To trap private land a trapper needs "written" permission to trap from the landowner.

What about water on unposted private land?

Cricks?

What if you have permission for the land the slough is on and this slough is large and covers many sections of land not owned by the original land owner can you trap this?

What about a river that runs though private land? can i just hop on at a spot and trap beaver/muskrats/mink exc?

Strictly water sets or do i get alittle access to the shore?

i didnt think the landowner owned the water, but im not sure

This question is in regards to North Dakota trapping

I know i should ask permission first but im just curious


----------



## dogdexter1 (Sep 6, 2007)

The State of North Dakota owns all water within its borders. Individuals and entities that own property must apply for a permit in order to use water on or below ground.

http://www.prairiepublic.org/features/M ... /facts.htm

According to this i think a person should be able to trap water without permission.

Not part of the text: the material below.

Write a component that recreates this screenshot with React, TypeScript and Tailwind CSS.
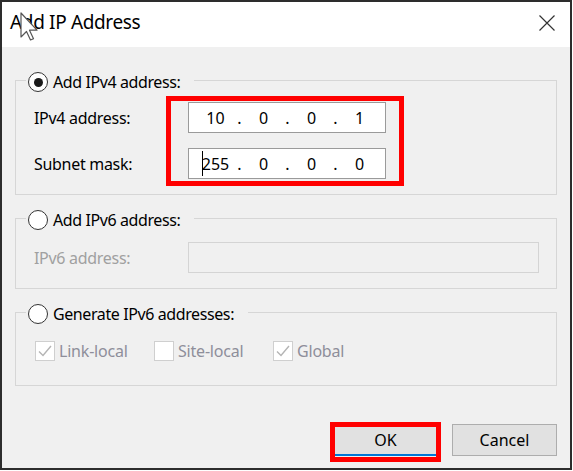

That is if the land you have to cross to get to the water is unposted, so you wouldnt be tresspassing.


----------



## wyogoose (Feb 11, 2006)

In Wyoming the state owns the water but property lines follow the contour of the land into the water. Therefor, if you anchor or bed a trap on the bottom, even if it is underwater, it is considered private.


----------



## younghunter (Dec 17, 2006)

Here in kansas the property line divides water (creek, river, slough,Etc).. My uncle and I have got after some people bout that uncle owns both sides of creek, so legally its his water and fish and stuff in it... well its bout best stop to fissh on creek for probably 10 miles.... but we got people going in boats up and down fishing....we dont mind its just the fact they should no its private cause they put boats in write next to three private property with including water in Sharpie below sign.... Two months ago we actually had someone go and camp onhis land with out permission burned write next to a walnut tree and nailed stuff into the tree.. and leave trash everywhere... were werent home but boy someone would of got a buttchewing if we would of been...


----------



## bobcatbo (Sep 10, 2007)

Ive heard KS owns all water in its boundaries........
BUT to access that water you must NOT touch any privately owned land and in the case of canoing a creek, have permission from landowners on both sides pretty much if i wanted to fish that pond down the road if i could have a helicopter drop me in a float tube and be okay is what i heard :2cents:


----------



## adokken (Jan 28, 2003)

The Souris River can be posted and you can be guilty of trespass if you go on the property. This was a state court ruling a few years ago. anyway it is always a good idea to ask permission as that is a ND law in regards to trapping and snaring.


----------



## coyote_buster (Mar 11, 2007)

Just ask permision or you will end up putting a bad name on other trappers.


----------



## bobcatbo (Sep 10, 2007)

Amen


----------



## dogdexter1 (Sep 6, 2007)

still doesnt answer my question, ill just have to get in contact with the game and fish department


----------